Painter Powers Boothe says of his work with Sherman, “I was always amazed at how well he could integrate work and image, or text and object, so that a meaning would emerge that had its own logic that depended on both. A word or phrase or an object by itself would not be enough, but a phrase and an object would come together and create another meaning that would link to the next text/object meaning—it was spectacular.”
Yolanda Hawkins writes of her early work with him and his first set of directions for her: “He set out definite parameters, for example, not much speaking, no emoting. … He called his theater the Quotidian Foundation, in part perhaps because he planned to make art everyday and to make the everyday into art.” Thus a tabletop could become the basis for a set, a set could be a street corner, and mannerisms, from prolonged sneezes to exaggerated moans and exhaled breaths, were used to illustrate his concept of “performers becoming surrogate props and props becoming surrogate performers.”

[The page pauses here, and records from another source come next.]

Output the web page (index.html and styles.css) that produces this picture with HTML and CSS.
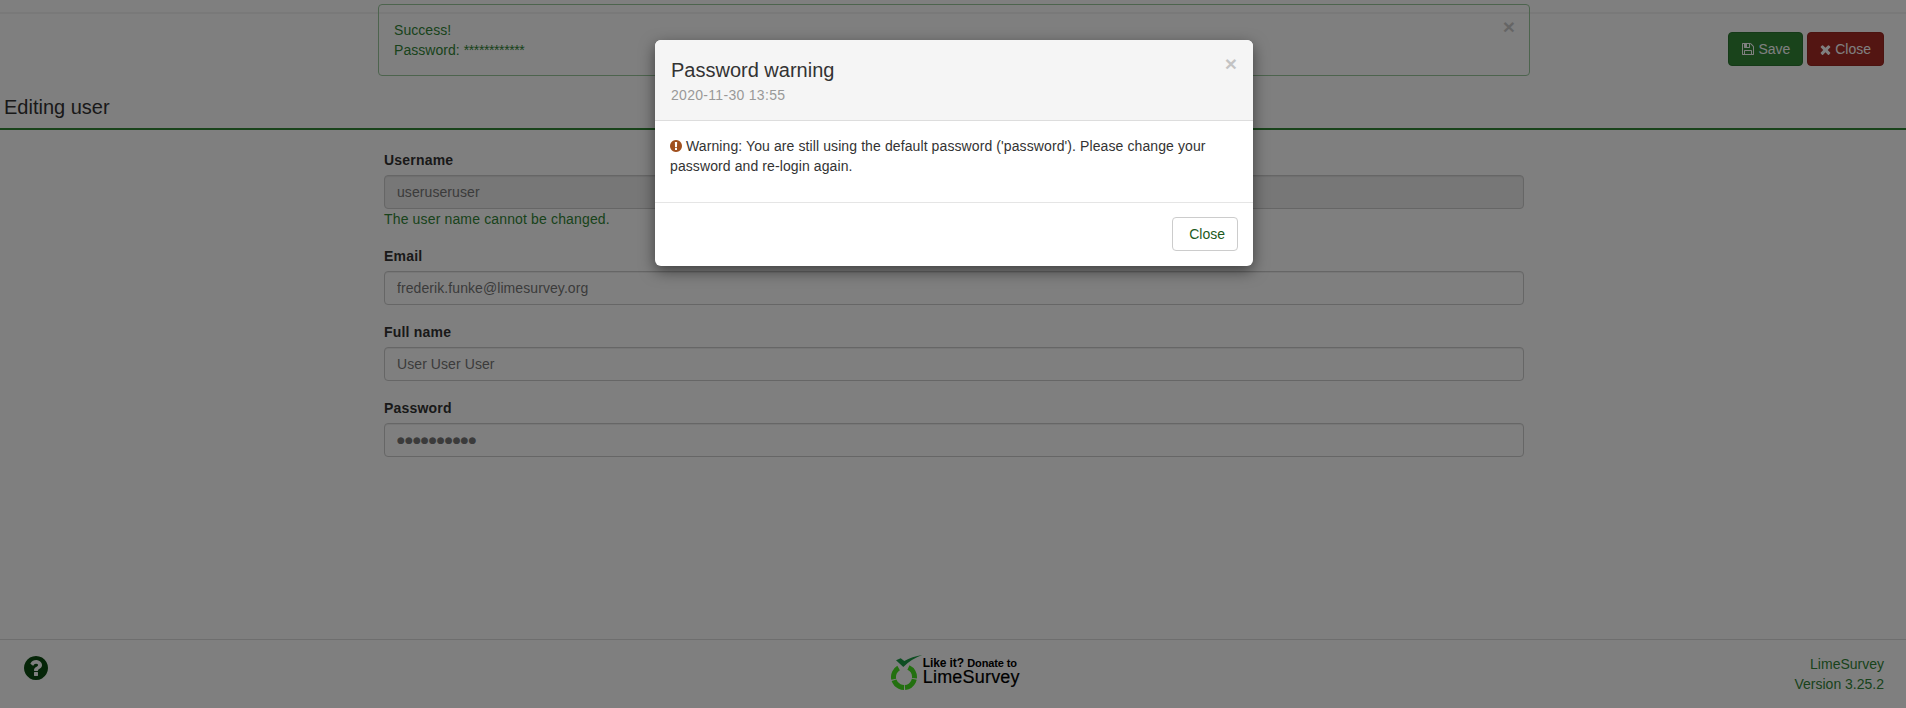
FILE: index.html
```html
<!DOCTYPE html>
<html lang="en">
<head>
  <meta charset="utf-8">
  <title>Editing user</title>
  <link rel="stylesheet" href="styles.css">
</head>
<body>
  <div class="topbar"></div>

  <div class="toolbar">
    <button class="btn btn-save">
      <svg class="icon" viewBox="0 0 1792 1792"><path d="M512 1536h768v-384h-768v384zm896 0h128v-896q0-14-10-38.5t-20-34.5l-281-281q-10-10-34-20t-39-10v416q0 40-28 68t-68 28h-576q-40 0-68-28t-28-68v-416h-128v1280h128v-416q0-40 28-68t68-28h832q40 0 68 28t28 68v416zm-384-928v-320q0-13-9.5-22.5t-22.5-9.5h-192q-13 0-22.5 9.5t-9.5 22.5v320q0 13 9.5 22.5t22.5 9.5h192q13 0 22.500-9.5t9.5-22.5zm640 32v928q0 40-28 68t-68 28h-1344q-40 0-68-28t-28-68v-1344q0-40 28-68t68-28h928q40 0 88 20t76 48l280 280q28 28 48 76t20 88z"/></svg>
      Save
    </button>
    <button class="btn btn-close">
      <svg class="icon icon-times" viewBox="224 224 1344 1344"><path d="M1490 1322q0 40-28 68l-136 136q-28 28-68 28t-68-28l-294-294-294 294q-28 28-68 28t-68-28l-136-136q-28-28-28-68t28-68l294-294-294-294q-28-28-28-68t28-68l136-136q28-28 68-28t68 28l294 294 294-294q28-28 68-28t68 28l136 136q28 28 28 68t-28 68l-294 294 294 294q28 28 28 68z"/></svg>
      Close
    </button>
  </div>

  <div class="alert">
    <span class="alert-x">×</span>
    Success!<br>
    Password: <span class="stars">************</span>
  </div>

  <h1 class="page-title">Editing user</h1>

  <form class="user-form">
    <div class="field">
      <label>Username</label>
      <input class="input" type="text" value="useruseruser" disabled>
      <p class="help">The user name cannot be changed.</p>
    </div>
    <div class="field">
      <label>Email</label>
      <input class="input" type="text" value="frederik.funke@limesurvey.org">
    </div>
    <div class="field">
      <label>Full name</label>
      <input class="input" type="text" value="User User User">
    </div>
    <div class="field">
      <label>Password</label>
      <input class="input input-pass" type="text" value="●●●●●●●●●●">
    </div>
  </form>

  <footer class="footer">
    <svg class="help-icon" viewBox="128 128 1536 1536"><path d="M1024 1376v-192q0-14-9-23t-23-9h-192q-14 0-23 9t-9 23v192q0 14 9 23t23 9h192q14 0 23-9t9-23zm256-672q0-88-55.5-163t-138.5-116-170-41q-243 0-371 213-15 24 8 42l132 100q7 6 19 6 16 0 25-12 53-68 86-92 34-24 86-24 48 0 85.5 26t37.5 59q0 38-20 61t-68 45q-63 28-115.5 86.5t-52.5 125.5v36q0 14 9 23t23 9h192q14 0 23-9t9-23q0-19 21.5-49.5t54.5-49.5q32-18 49-28.5t46-35 44.5-48 28-60.5 12.5-81zm384 192q0 209-103 385.5t-279.5 279.5-385.5 103-385.5-103-279.5-279.5-103-385.5 103-385.5 279.5-279.5 385.5-103 385.5 103 279.5 279.5 103 385.5z"/></svg>

    <div class="donate">
      <svg class="donate-logo" viewBox="0 0 32 37">
        <circle class="ring" cx="13" cy="23" r="10.500" pathLength="100" stroke-dasharray="20 1.500 20 1.500 20 1.500 20 15.500" transform="rotate(-65 13 23)"/>
        <path class="check" d="M5 6.300L9.700 4.300 13.300 7Q21 2.500 31.300 1 20 5 12.300 13z"/>
      </svg>
      <div class="donate-text">
        <div class="donate-line">Like it? <small>Donate to</small></div>
        <div class="donate-name">LimeSurvey</div>
      </div>
    </div>

    <div class="version">LimeSurvey<br>Version 3.25.2</div>
  </footer>

  <div class="backdrop"></div>

  <div class="modal">
    <div class="modal-header">
      <span class="modal-x">×</span>
      <h4>Password warning</h4>
      <div class="modal-date">2020-11-30 13:55</div>
    </div>
    <div class="modal-body">
      <svg class="warn-icon" viewBox="128 128 1536 1536"><path d="M896 128q209 0 385.500 103t279.500 279.500 103 385.500-103 385.500-279.500 279.500-385.500 103-385.500-103-279.500-279.500-103-385.500 103-385.500 279.500-279.500 385.500-103zm128 1247v-190q0-14-9-23.500t-22-9.500h-192q-13 0-23 10t-10 23v190q0 13 10 23t23 10h192q13 0 22-9.500t9-23.500zm-2-344l18-621q0-12-10-18-10-8-24-8h-220q-14 0-24 8-10 6-10 18l17 621q0 10 10 17.500t24 7.500h185q14 0 23.500-7.500t10.500-17.500z"/></svg>
      Warning: You are still using the default password ('password'). Please change your password and re-login again.
    </div>
    <div class="modal-footer">
      <button class="btn btn-default">Close</button>
    </div>
  </div>
</body>
</html>
```

FILE: styles.css
```css
* { box-sizing: border-box; }

html, body { height: 100%; margin: 0; }

body {
  display: flex;
  flex-direction: column;
  min-height: 708px;
  background-color: #fff;
  color: #333;
  font-family: "Liberation Sans", Arial, sans-serif;
  font-size: 14px;
  line-height: 20px;
  overflow: hidden;
}

.topbar { height: 14px; border-bottom: 2px solid #f2f2f2; flex: none; }

.toolbar {
  display: flex;
  justify-content: flex-end;
  gap: 4px;
  height: 66px;
  padding: 18px 22px 0 0;
  flex: none;
}

.btn {
  height: 34px;
  padding: 6px 12px;
  border: 1px solid transparent;
  border-radius: 4px;
  font: inherit;
  color: #fff;
  white-space: nowrap;
}
.btn-save { background: #328637; border-color: #2b7530; }
.btn-close { background: #a62a24; border-color: #982620; }
.btn-default { padding: 6px 12px 6px 16px; background: #fff; border-color: #ccc; color: #1c5a20; }

.icon { width: 14px; height: 14px; fill: currentColor; vertical-align: -2px; }
.icon-times { width: 11px; height: 11px; vertical-align: -1px; }

.alert {
  position: absolute;
  left: 378px;
  top: 4px;
  width: 1152px;
  height: 72px;
  padding: 15px;
  border: 1px solid #9ac99d;
  border-radius: 4px;
  color: #328637;
  letter-spacing: .05px;
}
.stars { letter-spacing: -.4px; }

.alert-x {
  position: absolute;
  right: 14px;
  top: 12px;
  font-size: 21px;
  font-weight: bold;
  color: #000;
  opacity: .2;
}

.page-title {
  height: 50px;
  margin: 0;
  padding: 0 0 0 4px;
  border-bottom: 2px solid #328637;
  font-size: 20px;
  font-weight: normal;
  line-height: 54px;
  flex: none;
}

.user-form {
  display: flex;
  flex-direction: column;
  width: 1140px;
  margin: 20px 0 0 384px;
}

.field { margin-bottom: 17px; }

.field label {
  display: block;
  margin-bottom: 5px;
  font-weight: bold;
  letter-spacing: .2px;
}

.input {
  display: block;
  width: 100%;
  height: 34px;
  padding: 6px 12px;
  border: 1px solid #ccc;
  border-radius: 4px;
  background: #fff;
  color: #777;
  font: inherit;
  letter-spacing: .08px;
  box-shadow: inset 0 1px 1px rgba(0,0,0,.075);
}
.input:disabled { background: #eee; color: #777; }
.input-pass { font-family: "DejaVu Sans", sans-serif; font-size: 9px; letter-spacing: .1px; }

.help { margin: 0; color: #328637; line-height: 20px; letter-spacing: .15px; }

.footer {
  display: flex;
  justify-content: space-between;
  align-items: center;
  height: 69px;
  margin-top: auto;
  padding: 0 22px 0 24px;
  border-top: 1px solid #ddd;
  flex: none;
}

.help-icon { width: 24px; height: 24px; fill: #0b4a10; margin-top: -12px; }

.donate { display: flex; margin: -4px 0 0 68px; }
.donate-logo { width: 32px; height: 37px; flex: none; }
.ring { fill: none; stroke: #46e020; stroke-width: 5; }
.check { fill: #1c9c46; }
.donate-text { margin-top: 2px; color: #000; }
.donate-line { font-size: 12px; font-weight: bold; line-height: 14px; letter-spacing: -.1px; }
.donate-line small { font-size: 11px; }
.donate-name { font-size: 18px; line-height: 15px; letter-spacing: .2px; -webkit-text-stroke: .2px #000; }

.version { color: #328637; text-align: right; }

.backdrop {
  position: absolute;
  left: 0;
  top: 0;
  width: 100%;
  height: 100%;
  background: #000;
  opacity: .5;
}

.modal {
  position: absolute;
  left: 655px;
  top: 40px;
  width: 598px;
  background: #fff;
  border-radius: 6px;
  box-shadow: 0 5px 15px rgba(0,0,0,.5);
}

.modal-header {
  position: relative;
  height: 81px;
  padding: 15px 16px;
  background: #f5f5f5;
  border-bottom: 1px solid #ddd;
  border-radius: 6px 6px 0 0;
}
.modal-header h4 { margin: 0; font-size: 20px; font-weight: normal; line-height: 30px; }
.modal-date { color: #999; line-height: 20px; letter-spacing: .3px; }

.modal-x {
  position: absolute;
  right: 16px;
  top: 14px;
  font-size: 21px;
  font-weight: bold;
  color: #000;
  opacity: .2;
}

.modal-body { height: 81px; padding: 15px; letter-spacing: .1px; }
.warn-icon { width: 12px; height: 12px; fill: #a0501f; vertical-align: -1px; }

.modal-footer {
  display: flex;
  justify-content: flex-end;
  height: 64px;
  padding: 14px 15px;
  border-top: 1px solid #e5e5e5;
}
```
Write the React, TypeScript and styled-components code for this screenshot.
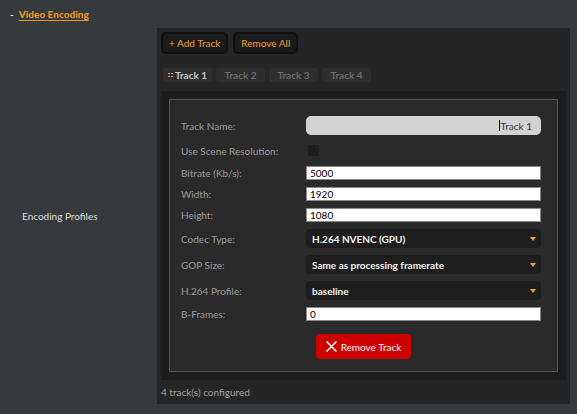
import React from 'react';
import styled, { createGlobalStyle } from 'styled-components';

const GlobalStyle = createGlobalStyle`
  body {
    margin: 0;
    background: #363a3d;
    font-family: Lato, "Open Sans", sans-serif;
    font-size: 10px;
  }
  * { box-sizing: border-box; }
`;

const Page = styled.div`
  width: 577px;
  height: 414px;
  padding-bottom: 10px;
`;

const SectionHeader = styled.div`
  height: 28px;
  display: flex;
  align-items: center;
  gap: 5px;
  padding-left: 10px;
`;

const Dash = styled.span`
  color: #e8e8e8;
  font-size: 10px;
  font-weight: 700;
`;

const SectionLink = styled.a`
  color: #e9952a;
  font-weight: 900;
  font-size: 10px;
  text-decoration: underline;
  text-underline-offset: 2px;
`;

const SettingRow = styled.div`
  display: grid;
  grid-template-columns: 157px 1fr;
  padding-right: 7px;
`;

const SettingLabel = styled.div`
  align-self: center;
  padding-left: 22px;
  color: #dedede;
`;

const Panel = styled.div`
  background: #252525;
  padding: 4px 4px 0;
`;

const Toolbar = styled.div`
  display: flex;
  gap: 5px;
`;

const ToolButton = styled.button`
  height: 22px;
  padding: 0 6px;
  background: #1b1b1b;
  border: 2px solid #111;
  border-radius: 5px;
  color: #f0a030;
  font-family: inherit;
  font-size: 10px;
`;

const TabBar = styled.div`
  display: flex;
  gap: 4px;
  margin-top: 14px;
  padding-left: 2px;
`;

const Tab = styled.div<{ $active?: boolean }>`
  width: 49px;
  height: 14px;
  display: flex;
  align-items: center;
  justify-content: center;
  gap: 2px;
  background: #2e2e2e;
  border-radius: 3px;
  font-weight: 700;
  color: ${p => (p.$active ? '#c8c8c8' : '#6b6b6b')};
`;

const Stage = styled.div`
  margin-top: 9px;
  background: #1c1c1c;
  padding: 8px;
`;

const Card = styled.div`
  border: 1px solid #555;
  background: #2a2a2a;
  padding: 16px 16px 12px 11px;
`;

const Form = styled.div`
  display: flex;
  flex-direction: column;
  gap: 7px;
`;

const Field = styled.div<{ $h: number }>`
  display: grid;
  grid-template-columns: 125px 1fr;
  align-items: center;
  height: ${p => p.$h}px;
  color: #9c9c9c;
`;

const NameInput = styled.div`
  height: 19px;
  background: #d3d3d3;
  border-radius: 5px;
  display: flex;
  align-items: center;
  justify-content: flex-end;
  padding-right: 9px;
  color: #333;
`;

const Caret = styled.span`
  width: 1px;
  height: 11px;
  background: #111;
`;

const CheckBox = styled.div`
  width: 11px;
  height: 11px;
  margin-left: 2px;
  background: #1e1e1e;
  border-radius: 2px;
`;

const TextInput = styled.div`
  height: 14px;
  background: #fff;
  border: 1px solid #8a8a8a;
  padding: 0 3px;
  color: #000;
  display: flex;
  align-items: center;
`;

const Select = styled.div`
  height: 19px;
  background: #1e1e1e;
  border-radius: 4px;
  display: flex;
  align-items: center;
  justify-content: space-between;
  padding: 0 5px 0 6px;
  color: #f2f2f2;
  font-weight: 700;
`;

const Arrow = styled.span`
  width: 0;
  height: 0;
  border-left: 3px solid transparent;
  border-right: 3px solid transparent;
  border-top: 4px solid #f0a030;
`;

const RemoveButton = styled.button`
  grid-column: 2;
  width: 95px;
  height: 25px;
  margin: 6px 0 0 10px;
  background: #cc0000;
  border: none;
  border-radius: 4px;
  color: #fff;
  font-family: inherit;
  font-size: 10px;
  display: flex;
  align-items: center;
  justify-content: center;
  gap: 4px;
`;

const ButtonRow = styled.div`
  display: grid;
  grid-template-columns: 125px 1fr;
`;

const Footer = styled.div`
  height: 24px;
  display: flex;
  align-items: center;
  color: #a3a3a3;
`;

const Grip = () => (
  <svg width="5" height="5" viewBox="0 0 5 5">
    <rect x="0" y="0" width="2" height="1" fill="#f0a030" />
    <rect x="3" y="0" width="2" height="1" fill="#f0a030" />
    <rect x="0" y="3" width="2" height="1" fill="#f0a030" />
    <rect x="3" y="3" width="2" height="1" fill="#f0a030" />
  </svg>
);

const CrossIcon = () => (
  <svg width="11" height="11" viewBox="0 0 11 11">
    <path d="M0.5 0.5 L10.5 10.5 M10.5 0.5 L0.5 10.5" stroke="#fff" strokeWidth="1.5" />
  </svg>
);

const textFields = [
  { label: 'Bitrate (Kb/s):', value: '5000' },
  { label: 'Width:', value: '1920' },
  { label: 'Height:', value: '1080' },
];

const selectFields = [
  { label: 'Codec Type:', value: 'H.264 NVENC (GPU)' },
  { label: 'GOP Size:', value: 'Same as processing framerate' },
  { label: 'H.264 Profile:', value: 'baseline' },
];

export default function App() {
  return (
    <Page>
      <GlobalStyle />
      <SectionHeader>
        <Dash>-</Dash>
        <SectionLink>Video Encoding</SectionLink>
      </SectionHeader>

      <SettingRow>
        <SettingLabel>Encoding Profiles</SettingLabel>
        <Panel>
          <Toolbar>
            <ToolButton>+ Add Track</ToolButton>
            <ToolButton>Remove All</ToolButton>
          </Toolbar>

          <TabBar>
            {[1, 2, 3, 4].map(n => (
              <Tab key={n} $active={n === 1}>
                {n === 1 && <Grip />}
                Track {n}
              </Tab>
            ))}
          </TabBar>

          <Stage>
            <Card>
              <Form>
                <Field $h={19}>
                  <span>Track Name:</span>
                  <NameInput>
                    <Caret />
                    Track 1
                  </NameInput>
                </Field>
                <Field $h={17}>
                  <span>Use Scene Resolution:</span>
                  <CheckBox />
                </Field>
                {textFields.map(f => (
                  <Field key={f.label} $h={14}>
                    <span>{f.label}</span>
                    <TextInput>{f.value}</TextInput>
                  </Field>
                ))}
                {selectFields.map(f => (
                  <Field key={f.label} $h={19}>
                    <span>{f.label}</span>
                    <Select>
                      {f.value}
                      <Arrow />
                    </Select>
                  </Field>
                ))}
                <Field $h={14}>
                  <span>B-Frames:</span>
                  <TextInput>0</TextInput>
                </Field>
                <ButtonRow>
                  <RemoveButton>
                    <CrossIcon />
                    Remove Track
                  </RemoveButton>
                </ButtonRow>
              </Form>
            </Card>
          </Stage>

          <Footer>4 track(s) configured</Footer>
        </Panel>
      </SettingRow>
    </Page>
  );
}
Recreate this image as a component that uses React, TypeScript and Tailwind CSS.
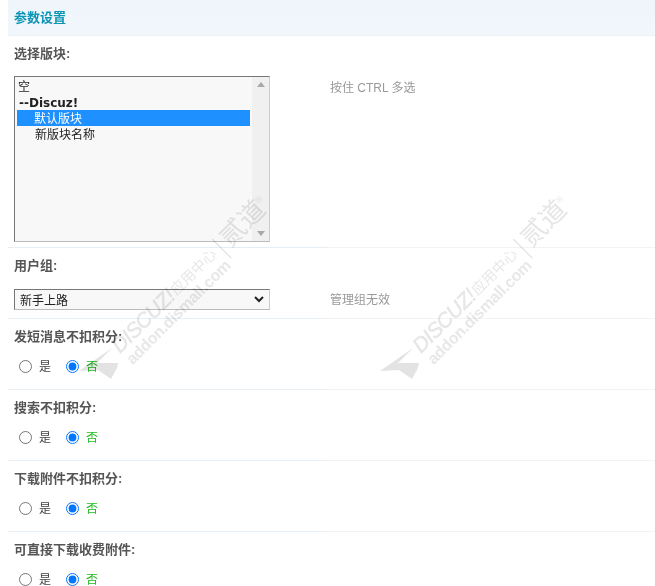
// App.tsx
import React from 'react';

const fontStack = '[font-family:"Liberation_Sans","Noto_Sans_CJK_SC",sans-serif]';

// 水印
const Watermark: React.FC<{ className: string }> = ({ className }) => (
  <svg
    className={`absolute pointer-events-none mix-blend-multiply ${className}`}
    width="210"
    height="200"
    viewBox="0 0 210 200"
  >
    <polygon points="5,181 38,158 23,173 44,173 43,178 37,189 24,180" fill="#e3e3e3" />
    <g transform="translate(46,164) rotate(-45)" fill="#e6e6e6" fontFamily="'Liberation Sans','Noto Sans CJK SC',sans-serif">
      <text x="0" y="0" fontSize="21" fontStyle="italic" textLength="80" stroke="#e6e6e6" strokeWidth="0.4">
        DISCUZ!
      </text>
      <text x="81" y="-1" fontSize="14.5" textLength="58" fill="#e8e8e8">
        应用中心
      </text>
      <rect x="146" y="-16" width="1" height="27" fill="#dcdcdc" />
      <text x="153" y="3" fontSize="26" textLength="52">
        贰道
      </text>
      <text x="204" y="-8" fontSize="9">
        ®
      </text>
      <text x="1" y="17" fontSize="16" fontWeight="700" textLength="140" fill="#e8e8e8">
        addon.dismall.com
      </text>
    </g>
  </svg>
);

const Row: React.FC<{ label: string; tip?: string; children: React.ReactNode }> = ({ label, tip, children }) => (
  <div className="ml-2 flex">
    <div className="w-[319px] shrink-0 border-b border-[#e6eef4]">
      <div className="pl-[6px] h-9 flex items-center text-[13px] font-bold text-[#555]">{label}</div>
      <div className="pl-[6px]">{children}</div>
    </div>
    <div className="flex-1 border-b border-[#f3f3f3] relative">
      {tip && <div className="absolute left-[3px] bottom-[10px] text-xs text-[#999]">{tip}</div>}
    </div>
  </div>
);

const RadioPair: React.FC<{ name: string }> = ({ name }) => (
  <div className="h-[34px] pt-[4px] flex items-start pl-[5px] text-xs text-[#444]">
    <label className="flex items-center h-[14px]">
      <input type="radio" name={name} className="w-[13px] h-[13px] m-0" />
      <span className="ml-[7px] mt-[2px]">是</span>
    </label>
    <label className="flex items-center h-[14px] ml-[15px] text-[#1fbb1f]">
      <input type="radio" name={name} defaultChecked className="w-[13px] h-[13px] m-0" />
      <span className="ml-[7px] mt-[2px]">否</span>
    </label>
  </div>
);

export default function App() {
  return (
    <div className={`relative w-[655px] h-[586px] overflow-hidden bg-white ${fontStack}`}>
      <div className="ml-2 h-9 flex items-center pl-[6px] border-b border-[#eaf1f7] bg-gradient-to-b from-[#eef5fb] to-[#f2f7fc] text-[13px] font-bold text-[#0a95b5]">
        参数设置
      </div>

      <div className="ml-2 flex">
        <div className="w-[319px] shrink-0 border-b border-[#e6eef4]">
          <div className="pl-[6px] h-9 flex items-center text-[13px] font-bold text-[#555]">选择版块:</div>
          <div className="pl-[6px] pt-1 h-[175px]">
            <div className="w-[256px] h-[166px] flex border border-[#777] border-r-[#ccc] border-b-[#bbb] bg-[#f8f8f8] text-xs text-[#222]">
              <div className="flex-1 pl-[2px] pt-[1px]">
                <div className="h-4 leading-[18px] pl-[1px]">空</div>
                <div className="h-4 leading-[18px] pl-[2px] font-bold font-['DejaVu_Sans']">--Discuz!</div>
                <div className="h-4 leading-[18px] bg-[#1e90ff] text-white pl-[17px] w-[233px]">默认版块</div>
                <div className="h-4 leading-[18px] pl-[18px]">新版块名称</div>
              </div>
              <div className="w-[17px] bg-[#f0f0f0] flex flex-col justify-between items-center py-[5px]">
                <svg width="8" height="5" viewBox="0 0 8 5">
                  <polygon points="4,0 8,5 0,5" fill="#a8a8a8" />
                </svg>
                <svg width="8" height="5" viewBox="0 0 8 5">
                  <polygon points="0,0 8,0 4,5" fill="#a8a8a8" />
                </svg>
              </div>
            </div>
          </div>
        </div>
        <div className="flex-1 border-b border-[#f3f3f3]">
          <div className="pl-[3px] pt-[44px] text-xs text-[#999]">按住 CTRL 多选</div>
        </div>
      </div>

      <Row label="用户组:" tip="管理组无效">
        <div className="h-[34px] pt-[5px]">
          <div className="relative w-[256px] h-[21px] border border-[#777] border-r-[#ccc] border-b-[#bbb] bg-[#f8f8f8] text-xs text-[#222]">
            <select
              defaultValue="新手上路"
              className="appearance-none w-full h-full pl-[5px] pt-[2px] bg-transparent outline-none"
            >
              <option>新手上路</option>
            </select>
            <svg className="absolute right-[5px] top-[6px]" width="10" height="7" viewBox="0 0 10 7" fill="none">
              <path d="M1 1l4 4 4-4" stroke="#222" strokeWidth="2" />
            </svg>
          </div>
        </div>
      </Row>

      <Row label="发短消息不扣积分:">
        <RadioPair name="r1" />
      </Row>
      <Row label="搜索不扣积分:">
        <RadioPair name="r2" />
      </Row>
      <Row label="下载附件不扣积分:">
        <RadioPair name="r3" />
      </Row>
      <Row label="可直接下载收费附件:">
        <RadioPair name="r4" />
      </Row>

      <Watermark className="left-[74px] top-[190px]" />
      <Watermark className="left-[375px] top-[190px]" />
    </div>
  );
}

I had the pleasure of meeting these wonderful performers and friends of Sherman at the book release for Beginningless Thought/Endless Seeing on December 2. Over prosecco and Pellegrino we discussed Sherman and their remembrances of his work, character, and legacy. I also met Julian Bittiner, the book’s designer, who told me he created the typeface based on Sherman’s geometrical drawings featured in the book. The color blue was one of Sherman’s favored preferences for both lighting and art. Bittiner recalled that Sherman “was like a satellite resonating out to a constellation of people, bringing them together and arranging them in the sky.”
John Hagan said, “watching Stuart perform, and performing with him, evoked a range of reactions. His meticulous attention to structure in his pursuit of abstract, somewhat cerebral aims could seem to border on the obsessive; but his love of humor—both dry and outrageous, as well as outrageously dry—revealed someone who reveled in going for the laugh. Is it any surprise that he considered doing stand-up comedy?”
Beginningless Thought/Endless Seeing features not only friends and colleagues of Sherman reminiscing about the man and his work, but also many reproductions of his minimalist drawings and graphic word art. His prolific works include line drawings of pencils, paintings of pens, elaborate graphs, Venn-like diagrams, and images of page upon page of drawn and type-faced letters. His later collage works seem aimed at illuminating the world to the terrors of the AIDS epidemic and the worsening political climate. His titles were mini-poems in themselves: “Blurred Bull Tears Out Of Unfocused Crowd But Red Line Clearly Triumphs,” “Child In Flight From Low Flying Planes, Trees Advancing, 2/6/96,” “Death In The Late, Late, Late, Late Afternoon. 2/28/96,” and “Rock Face. Seen Under Microscope. Retains Its Size: Sky Collapses For Lack Of Evidence: White Paper Goes Blank 10/16/96.”
In his lifetime, Sherman received numerous prizes for his work, including a Guggenheim Fellowship, an Obie, the Prix de Rome, and NAFTA grants. He lived mostly below the radar, and spent his life roaming the world in search of new experiences. He died with barely enough in his estate to pay his taxes. Much of his body of work, which includes film and video, can be found at the Museum of Modern Art, the Billy Rose Theatre Collection at Lincoln Center, and the Fales Library at N.Y.U.
His legacy continues. Artist/writer/filmmaker Robin Deacon told me how he met Sherman in the mid 1990s at Cardiff University at Wales where Sherman was a visiting lecturer. Deacon, who found his work “completely impenetrable and utterly compelling, spent three years researching and mounting a series of performances of his solo Spectacles, recreating the “tabletop” pieces, culminating in Deacon’s 2010 recreation of Sherman’s “Hamlet” at the Chelsea Theater in London.
Interspersed throughout the book are smaller, mustard-colored pages of quotes from Sherman—pieces of writing found in his notes that illuminate the man and may provide clues to his brilliant minimalist process.
The quote that struck me hard, after having spent the evening listening to his friends tell tales of the artist, left me wondering how much I missed by not knowing Sherman’s work earlier: “Bright as the light is, it is not as bright as it was before this sentence diminished it.”